— Instructions for the task —
Write out all of the data without omission, exactly as shown.

— Given material —

○ ○ ○ ○

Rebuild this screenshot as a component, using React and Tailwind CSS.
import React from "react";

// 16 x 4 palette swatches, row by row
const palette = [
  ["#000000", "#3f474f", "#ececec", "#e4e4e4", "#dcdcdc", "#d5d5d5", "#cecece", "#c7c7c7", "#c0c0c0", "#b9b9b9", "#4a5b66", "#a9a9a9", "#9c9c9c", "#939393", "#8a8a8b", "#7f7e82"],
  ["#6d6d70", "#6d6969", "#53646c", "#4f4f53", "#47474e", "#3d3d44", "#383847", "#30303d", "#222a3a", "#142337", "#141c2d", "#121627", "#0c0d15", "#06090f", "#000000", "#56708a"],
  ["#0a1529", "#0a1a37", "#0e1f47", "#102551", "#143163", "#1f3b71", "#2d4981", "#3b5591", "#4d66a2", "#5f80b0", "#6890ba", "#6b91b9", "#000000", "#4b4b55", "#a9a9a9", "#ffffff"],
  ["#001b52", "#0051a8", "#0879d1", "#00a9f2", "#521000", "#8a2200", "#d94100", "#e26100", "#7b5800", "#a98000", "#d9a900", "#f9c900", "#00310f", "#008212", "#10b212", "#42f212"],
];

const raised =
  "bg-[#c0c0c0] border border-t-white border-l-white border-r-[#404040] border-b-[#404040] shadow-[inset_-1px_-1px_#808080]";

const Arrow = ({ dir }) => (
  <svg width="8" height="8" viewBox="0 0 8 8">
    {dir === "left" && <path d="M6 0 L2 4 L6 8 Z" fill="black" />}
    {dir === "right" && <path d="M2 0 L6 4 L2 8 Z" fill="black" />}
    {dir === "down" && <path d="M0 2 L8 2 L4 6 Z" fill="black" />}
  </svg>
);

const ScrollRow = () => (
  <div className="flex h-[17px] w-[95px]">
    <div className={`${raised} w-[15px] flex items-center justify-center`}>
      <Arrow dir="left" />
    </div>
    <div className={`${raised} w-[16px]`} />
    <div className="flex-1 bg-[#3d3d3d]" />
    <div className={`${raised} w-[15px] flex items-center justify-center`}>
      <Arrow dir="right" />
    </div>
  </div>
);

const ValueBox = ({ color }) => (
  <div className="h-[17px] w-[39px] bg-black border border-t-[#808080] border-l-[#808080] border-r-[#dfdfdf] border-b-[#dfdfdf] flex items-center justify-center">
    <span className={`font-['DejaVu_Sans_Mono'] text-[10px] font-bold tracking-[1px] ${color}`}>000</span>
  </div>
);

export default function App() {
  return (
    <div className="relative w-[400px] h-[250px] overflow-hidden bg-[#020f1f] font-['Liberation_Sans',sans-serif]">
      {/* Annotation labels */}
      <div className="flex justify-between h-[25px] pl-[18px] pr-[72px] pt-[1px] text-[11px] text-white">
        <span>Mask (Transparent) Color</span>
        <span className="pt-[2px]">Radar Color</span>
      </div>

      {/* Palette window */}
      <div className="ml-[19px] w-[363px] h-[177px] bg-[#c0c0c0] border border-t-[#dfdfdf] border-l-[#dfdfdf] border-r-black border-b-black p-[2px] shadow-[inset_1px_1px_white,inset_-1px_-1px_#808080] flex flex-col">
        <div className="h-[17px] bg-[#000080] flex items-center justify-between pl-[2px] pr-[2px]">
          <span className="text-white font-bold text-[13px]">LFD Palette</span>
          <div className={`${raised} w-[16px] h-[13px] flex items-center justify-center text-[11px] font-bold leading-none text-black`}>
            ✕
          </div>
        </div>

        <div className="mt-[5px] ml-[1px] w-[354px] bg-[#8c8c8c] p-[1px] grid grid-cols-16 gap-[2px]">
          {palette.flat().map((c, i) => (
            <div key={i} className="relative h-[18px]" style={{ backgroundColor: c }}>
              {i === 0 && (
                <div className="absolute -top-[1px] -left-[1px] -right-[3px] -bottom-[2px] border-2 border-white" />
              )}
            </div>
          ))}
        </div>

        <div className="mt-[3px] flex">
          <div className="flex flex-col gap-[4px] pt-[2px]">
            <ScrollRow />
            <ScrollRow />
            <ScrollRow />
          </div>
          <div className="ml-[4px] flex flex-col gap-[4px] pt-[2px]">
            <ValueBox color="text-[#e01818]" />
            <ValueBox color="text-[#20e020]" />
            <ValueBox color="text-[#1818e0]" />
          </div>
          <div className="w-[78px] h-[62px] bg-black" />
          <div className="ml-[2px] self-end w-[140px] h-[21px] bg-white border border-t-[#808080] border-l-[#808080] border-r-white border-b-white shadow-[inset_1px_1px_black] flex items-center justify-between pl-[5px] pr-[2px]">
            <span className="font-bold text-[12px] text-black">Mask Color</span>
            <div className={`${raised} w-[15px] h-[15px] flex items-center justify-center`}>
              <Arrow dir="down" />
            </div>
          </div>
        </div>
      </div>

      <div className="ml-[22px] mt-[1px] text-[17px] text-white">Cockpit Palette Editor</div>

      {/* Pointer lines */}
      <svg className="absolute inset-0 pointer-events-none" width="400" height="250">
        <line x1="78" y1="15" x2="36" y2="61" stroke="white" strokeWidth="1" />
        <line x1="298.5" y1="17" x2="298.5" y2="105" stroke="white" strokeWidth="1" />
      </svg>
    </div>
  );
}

○ ○ ○ ○

— Full solution —
Rebuild this screenshot as a component, using React and Tailwind CSS.
import React from "react";

// 16 x 4 palette swatches, row by row
const palette = [
  ["#000000", "#3f474f", "#ececec", "#e4e4e4", "#dcdcdc", "#d5d5d5", "#cecece", "#c7c7c7", "#c0c0c0", "#b9b9b9", "#4a5b66", "#a9a9a9", "#9c9c9c", "#939393", "#8a8a8b", "#7f7e82"],
  ["#6d6d70", "#6d6969", "#53646c", "#4f4f53", "#47474e", "#3d3d44", "#383847", "#30303d", "#222a3a", "#142337", "#141c2d", "#121627", "#0c0d15", "#06090f", "#000000", "#56708a"],
  ["#0a1529", "#0a1a37", "#0e1f47", "#102551", "#143163", "#1f3b71", "#2d4981", "#3b5591", "#4d66a2", "#5f80b0", "#6890ba", "#6b91b9", "#000000", "#4b4b55", "#a9a9a9", "#ffffff"],
  ["#001b52", "#0051a8", "#0879d1", "#00a9f2", "#521000", "#8a2200", "#d94100", "#e26100", "#7b5800", "#a98000", "#d9a900", "#f9c900", "#00310f", "#008212", "#10b212", "#42f212"],
];

const raised =
  "bg-[#c0c0c0] border border-t-white border-l-white border-r-[#404040] border-b-[#404040] shadow-[inset_-1px_-1px_#808080]";

const Arrow = ({ dir }) => (
  <svg width="8" height="8" viewBox="0 0 8 8">
    {dir === "left" && <path d="M6 0 L2 4 L6 8 Z" fill="black" />}
    {dir === "right" && <path d="M2 0 L6 4 L2 8 Z" fill="black" />}
    {dir === "down" && <path d="M0 2 L8 2 L4 6 Z" fill="black" />}
  </svg>
);

const ScrollRow = () => (
  <div className="flex h-[17px] w-[95px]">
    <div className={`${raised} w-[15px] flex items-center justify-center`}>
      <Arrow dir="left" />
    </div>
    <div className={`${raised} w-[16px]`} />
    <div className="flex-1 bg-[#3d3d3d]" />
    <div className={`${raised} w-[15px] flex items-center justify-center`}>
      <Arrow dir="right" />
    </div>
  </div>
);

const ValueBox = ({ color }) => (
  <div className="h-[17px] w-[39px] bg-black border border-t-[#808080] border-l-[#808080] border-r-[#dfdfdf] border-b-[#dfdfdf] flex items-center justify-center">
    <span className={`font-['DejaVu_Sans_Mono'] text-[10px] font-bold tracking-[1px] ${color}`}>000</span>
  </div>
);

export default function App() {
  return (
    <div className="relative w-[400px] h-[250px] overflow-hidden bg-[#020f1f] font-['Liberation_Sans',sans-serif]">
      {/* Annotation labels */}
      <div className="flex justify-between h-[25px] pl-[18px] pr-[72px] pt-[1px] text-[11px] text-white">
        <span>Mask (Transparent) Color</span>
        <span className="pt-[2px]">Radar Color</span>
      </div>

      {/* Palette window */}
      <div className="ml-[19px] w-[363px] h-[177px] bg-[#c0c0c0] border border-t-[#dfdfdf] border-l-[#dfdfdf] border-r-black border-b-black p-[2px] shadow-[inset_1px_1px_white,inset_-1px_-1px_#808080] flex flex-col">
        <div className="h-[17px] bg-[#000080] flex items-center justify-between pl-[2px] pr-[2px]">
          <span className="text-white font-bold text-[13px]">LFD Palette</span>
          <div className={`${raised} w-[16px] h-[13px] flex items-center justify-center text-[11px] font-bold leading-none text-black`}>
            ✕
          </div>
        </div>

        <div className="mt-[5px] ml-[1px] w-[354px] bg-[#8c8c8c] p-[1px] grid grid-cols-16 gap-[2px]">
          {palette.flat().map((c, i) => (
            <div key={i} className="relative h-[18px]" style={{ backgroundColor: c }}>
              {i === 0 && (
                <div className="absolute -top-[1px] -left-[1px] -right-[3px] -bottom-[2px] border-2 border-white" />
              )}
            </div>
          ))}
        </div>

        <div className="mt-[3px] flex">
          <div className="flex flex-col gap-[4px] pt-[2px]">
            <ScrollRow />
            <ScrollRow />
            <ScrollRow />
          </div>
          <div className="ml-[4px] flex flex-col gap-[4px] pt-[2px]">
            <ValueBox color="text-[#e01818]" />
            <ValueBox color="text-[#20e020]" />
            <ValueBox color="text-[#1818e0]" />
          </div>
          <div className="w-[78px] h-[62px] bg-black" />
          <div className="ml-[2px] self-end w-[140px] h-[21px] bg-white border border-t-[#808080] border-l-[#808080] border-r-white border-b-white shadow-[inset_1px_1px_black] flex items-center justify-between pl-[5px] pr-[2px]">
            <span className="font-bold text-[12px] text-black">Mask Color</span>
            <div className={`${raised} w-[15px] h-[15px] flex items-center justify-center`}>
              <Arrow dir="down" />
            </div>
          </div>
        </div>
      </div>

      <div className="ml-[22px] mt-[1px] text-[17px] text-white">Cockpit Palette Editor</div>

      {/* Pointer lines */}
      <svg className="absolute inset-0 pointer-events-none" width="400" height="250">
        <line x1="78" y1="15" x2="36" y2="61" stroke="white" strokeWidth="1" />
        <line x1="298.5" y1="17" x2="298.5" y2="105" stroke="white" strokeWidth="1" />
      </svg>
    </div>
  );
}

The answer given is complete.